Human-in-loop approaches respond to the difficulties in translation from one language to another that are inherent in Machine Translation. Languages are not symmetrically translatable word for word — greatly complicating software design and making perfect translation impossible. The greater the differences between languages’ structure and culture, the greater the difficulty to accurately translate the intent of the speaker. As with any machine translation, conversions are normally not context-sensitive and may not fully convert text into its intended meaning. Language experts noted that machine translation software will never be able to replace a human translator’s ability to interpret fine nuances, cultural references, and the use of slang terms or idioms.

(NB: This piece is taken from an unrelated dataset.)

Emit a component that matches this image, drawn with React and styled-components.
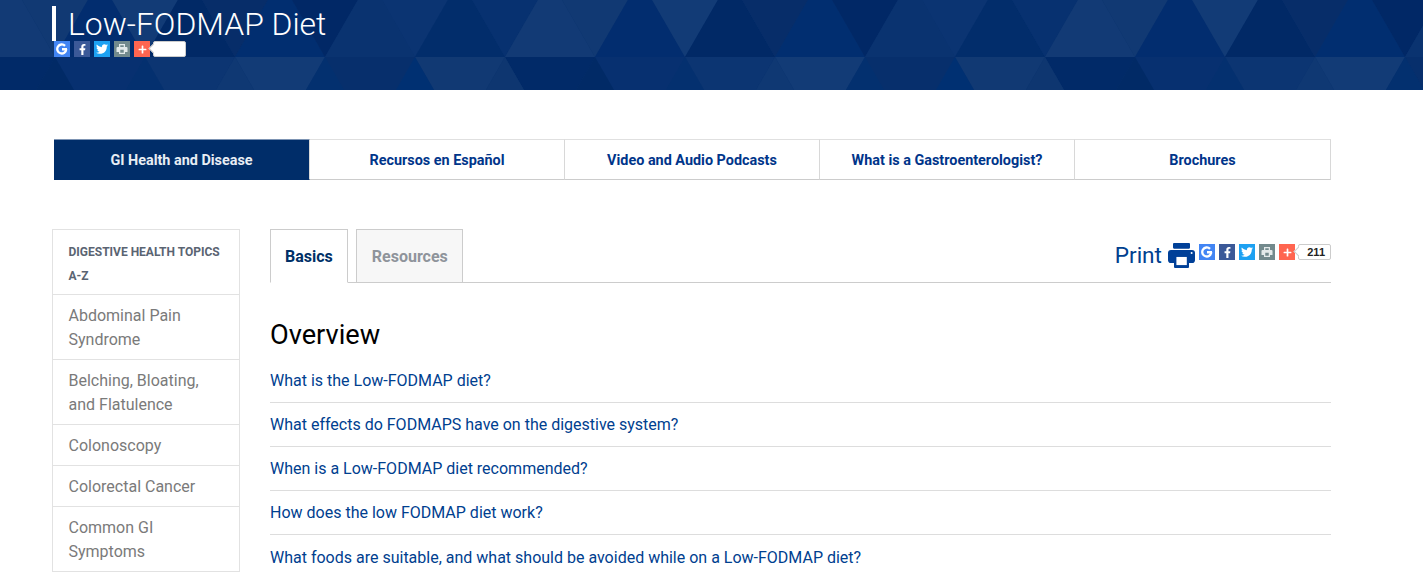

Machine translation is not perfect, and may create some poor translations (which can be corrected). Computers, however limited for aiding nonlinguists, are powerful tools for linguists in intelligence and special operations to sort through tons of untranslated information or “triage” documents, sorting contents by priority. Machine “gisting” (reviewing intelligence documents to determine if they contain target key words or phrases) is used to better manage their workloads and target the information that trained linguists need to review in depth. An automated translation system can be used for translation of technical terms and consistent translation of stock phrases in diplomatic and legal documents to help human translators work more efficiently.
Both the private and the public sectors are exploring advances in machine translation of spoken and written communications. Off-the-shelf commercial software is designed for commercially viable languages, but not for the less-commonly taught, low-density languages. Numerous demonstration projects are under way, and early results show some promise for this type of technology.